The right to explanation is the putative right of data subjects to an explanation of how and/or why the algorithmic decisions that affect them are made. Recognizing the right to explanation is one solution to the problem of algorithmic opacity, or the inscrutability of the frequently complex AI-powered decision-making algorithms that affect important aspects of our lives. Philosophical discussions of the right to explanation center, first, on the question of whether the right to explanation succeeds in securing the normative goods threatened by algorithmic opacity, and, second, on the question of what a satisfactory explanation of algorithmic decisions might look like. The main aim of this talk is to situate these on-going discussions in the context of epistemic injustice.

The central argument I develop is that implementing the right to explanation risks drawing on epistemic practices that are liable to exclude, marginalize or otherwise harm certain communities of knowers. To show this, I first examine the grounds on which the right to explanation is usually defended: to enable self-advocacy, support deliberative agency, and facilitate algorithmic accountability. I then demonstrate that providing explanations with these grounds in mind involves potentially unjust epistemic practices (liable to injustices of both testimonial and hermeneutical kinds). Indeed, giving, demanding, and contesting explanations of algorithmic decisions does not occur in a vacuum, but against the background of social conditions that disadvantage some social groups in the economy of knowledge and belief. It is important to recognize this if we want to ensure equitable access to algorithmic explanations and avoid further marginalizing groups already vulnerable to exploitation and algorithmic bias.

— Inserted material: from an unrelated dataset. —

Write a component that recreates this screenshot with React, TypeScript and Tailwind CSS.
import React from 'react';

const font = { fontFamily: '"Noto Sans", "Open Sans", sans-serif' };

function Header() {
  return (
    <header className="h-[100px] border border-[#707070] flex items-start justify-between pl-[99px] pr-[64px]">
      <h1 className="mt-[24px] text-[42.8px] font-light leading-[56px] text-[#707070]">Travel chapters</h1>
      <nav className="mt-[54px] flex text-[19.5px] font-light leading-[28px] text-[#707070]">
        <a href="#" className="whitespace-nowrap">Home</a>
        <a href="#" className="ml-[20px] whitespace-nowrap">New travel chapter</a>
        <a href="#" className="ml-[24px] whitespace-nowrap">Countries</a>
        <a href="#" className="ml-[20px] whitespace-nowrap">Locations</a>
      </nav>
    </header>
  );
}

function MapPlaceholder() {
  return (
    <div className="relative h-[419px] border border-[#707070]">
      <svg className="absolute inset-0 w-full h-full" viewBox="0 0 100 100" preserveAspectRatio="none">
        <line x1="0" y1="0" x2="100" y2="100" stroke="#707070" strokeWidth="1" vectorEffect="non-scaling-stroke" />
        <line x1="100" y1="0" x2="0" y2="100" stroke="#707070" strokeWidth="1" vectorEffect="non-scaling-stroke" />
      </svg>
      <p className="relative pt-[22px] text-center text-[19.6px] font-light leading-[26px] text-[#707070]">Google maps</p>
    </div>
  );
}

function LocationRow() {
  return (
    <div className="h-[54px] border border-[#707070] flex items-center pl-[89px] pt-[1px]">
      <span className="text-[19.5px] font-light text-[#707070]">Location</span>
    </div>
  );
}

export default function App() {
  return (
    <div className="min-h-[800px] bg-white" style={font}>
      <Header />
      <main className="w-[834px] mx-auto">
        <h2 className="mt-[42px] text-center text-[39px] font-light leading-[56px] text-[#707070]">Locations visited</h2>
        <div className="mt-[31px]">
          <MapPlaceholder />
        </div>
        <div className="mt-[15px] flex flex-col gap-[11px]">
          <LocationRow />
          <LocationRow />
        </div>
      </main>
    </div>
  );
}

No pre-registration is needed for this event.
Note that this event takes place on MS Teams.

Public Ethic Talks

The series Public Ethics Talks is organised by the Centre for Public Values & Ethics of the Institute of Public Administration, in collaboration with the Institute of Security and Global Affairs and Leiden University College. The talks aim to bring in cutting- edge work in ethics, moral philosophy, political theory and the normative theory of law to reflect on the practice of public policy, organisation and management. The talks are held in public and are open to a wide audience of public professionals, students and academics.